PS   and if any of you wants to devote your Board interventions to a more substantial and timely matter you may want to support Brett's induction into the Hall of Legends by posting (elsewhere!) something factual and noteworthy about him.   There is still time.  Criticizing me for asking for your contributions is NOT going to get him inducted.

 

PS2    PDoggg pls restore the spell check function if at all possible

[blind boy grunt]

1 hour ago, Rom said:

thanks Fenton.  BBG please stop lecturing me the same crap over and over and put me on ignore if reading 'PY' disturbs you

okay!

your ego can't even comprehend that the same crap over and over is coming from you can it? Do you think that people give a hot shit about your legends thing really? But no, it doesn't disturb me. it bores me to tears.

time to join the ignore Rom club..i suspect that there are a few members already.

Bye Rom.

[Rom]

Bye bbg.   hello Emmy...

[cobber32]

I thought this thread was about puzzles and conundrums. 

This other crap is partly why l rarely look at the other forum these days.
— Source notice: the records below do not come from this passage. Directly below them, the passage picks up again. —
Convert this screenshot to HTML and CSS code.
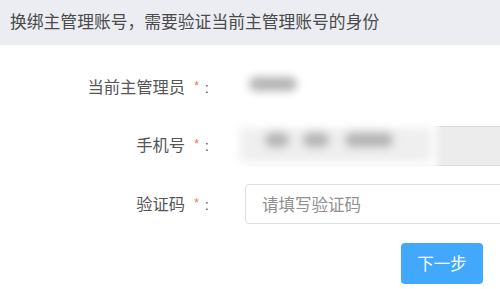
FILE: index.html
```html
<!DOCTYPE html>
<html lang="zh-CN">
<head>
<meta charset="utf-8">
<title>换绑主管理账号</title>
<link rel="stylesheet" href="styles.css">
</head>
<body>
<div class="page">
  <div class="header">换绑主管理账号，需要验证当前主管理账号的身份</div>
  <div class="form">
    <div class="row">
      <div class="label">当前主管理员<span class="req">*</span><span class="colon">:</span></div>
      <div class="control">
        <div class="value-blur"><span class="blob blob-name"></span></div>
      </div>
    </div>
    <div class="row">
      <div class="label">手机号<span class="req">*</span><span class="colon">:</span></div>
      <div class="control">
        <div class="input input-disabled"></div>
        <div class="mask">
          <span class="blob blob-a"></span>
          <span class="blob blob-b"></span>
          <span class="blob blob-c"></span>
        </div>
      </div>
    </div>
    <div class="row">
      <div class="label">验证码<span class="req">*</span><span class="colon">:</span></div>
      <div class="control">
        <input class="input" type="text" placeholder="请填写验证码">
      </div>
    </div>
    <div class="actions">
      <button class="btn" type="button">下一步</button>
    </div>
  </div>
</div>
</body>
</html>
```
FILE: styles.css
```css
html, body {
  margin: 0;
  padding: 0;
  background: #fff;
  overflow: hidden;
}
.page {
  width: 500px;
  height: 289px;
  overflow: hidden;
  font-family: "Noto Sans CJK SC", "Noto Sans", "Liberation Sans", sans-serif;
  color: #555;
}
.header {
  height: 45px;
  line-height: 42px;
  background: #ebedf2;
  padding-left: 10px;
  font-size: 16.8px;
  color: #4a4a4a;
  white-space: nowrap;
}
.form {
  padding-top: 22px;
}
.row {
  display: flex;
  align-items: center;
  height: 40px;
  margin-bottom: 18.5px;
}
.label {
  width: 209px;
  flex: none;
  text-align: right;
  font-size: 16.3px;
  color: #555;
  white-space: nowrap;
  line-height: 40px;
}
.req {
  color: #f56c6c;
  font-family: "Liberation Sans", sans-serif;
  font-size: 12px;
  margin-left: 9px;
  position: relative;
  top: -3px;
}
.colon {
  font-family: "Liberation Sans", sans-serif;
  font-size: 15px;
  margin-left: 6px;
  color: #555;
}
.control {
  position: relative;
  margin-left: 36px;
  width: 300px;
  flex: none;
  height: 40px;
}
.value-blur {
  position: relative;
  height: 40px;
}
.blob {
  position: absolute;
  display: block;
  background: #b4b4b4;
  border-radius: 8px;
  filter: blur(4px);
}
.blob-name {
  left: 4px;
  top: 10px;
  width: 48px;
  height: 14px;
}
.input {
  box-sizing: border-box;
  display: block;
  width: 100%;
  height: 40px;
  border: 1px solid #dcdfe6;
  border-radius: 4px;
  padding: 0 0 0 16px;
  font-family: "Noto Sans CJK SC", "Noto Sans", sans-serif;
  font-size: 16.5px;
  color: #555;
  background: #fff;
  outline: none;
}
.input::placeholder {
  color: #909090;
}
.input-disabled {
  background: #ececec;
  border-color: #dadada;
}
.mask {
  position: absolute;
  left: -10px;
  top: -15px;
  width: 202px;
  height: 58px;
}
.mask::before {
  content: "";
  position: absolute;
  inset: 0;
  background: linear-gradient(to bottom, #fff 0, #fff 20%, #efefef 38%, #efefef 82%, #fff 100%);
  box-shadow: 0 0 8px 5px #fff inset;
  filter: blur(3px);
}
.blob-a {
  left: 30px;
  top: 22px;
  width: 24px;
  height: 14px;
}
.blob-b {
  left: 68px;
  top: 22px;
  width: 26px;
  height: 14px;
}
.blob-c {
  left: 110px;
  top: 22px;
  width: 48px;
  height: 14px;
}
.actions {
  display: flex;
  justify-content: flex-end;
  padding-right: 17px;
}
.btn {
  width: 82px;
  height: 41px;
  border: none;
  border-radius: 4px;
  background: #42a8fb;
  color: #fff;
  font-family: "Noto Sans CJK SC", "Noto Sans", sans-serif;
  font-size: 16.5px;
  padding: 0;
  cursor: pointer;
}
```
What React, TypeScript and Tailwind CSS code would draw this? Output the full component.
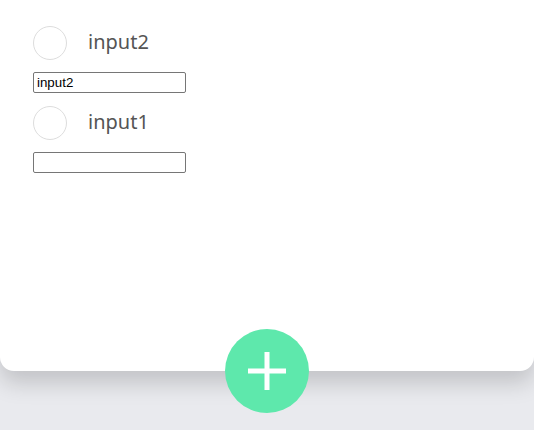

And don't drag Brett and Dao into this - they deserve better. 

[Rom]

Yes they deserve better:  they deserve the Hall of Legends.  But one socalled friend keeps blocking it every time I bring it up and when I PM-asked him if he would nominate Brett himself, he passed.

Is there not a single other BM in this Board who thinks it would be a timely and sincere peer recognition gesture ?

If so, pls post it somewhere.  Otherwise, I give up.  I'm done copping stick for offering my caring, my time and my skill to celebrate a fellow BM.  I will not ask again.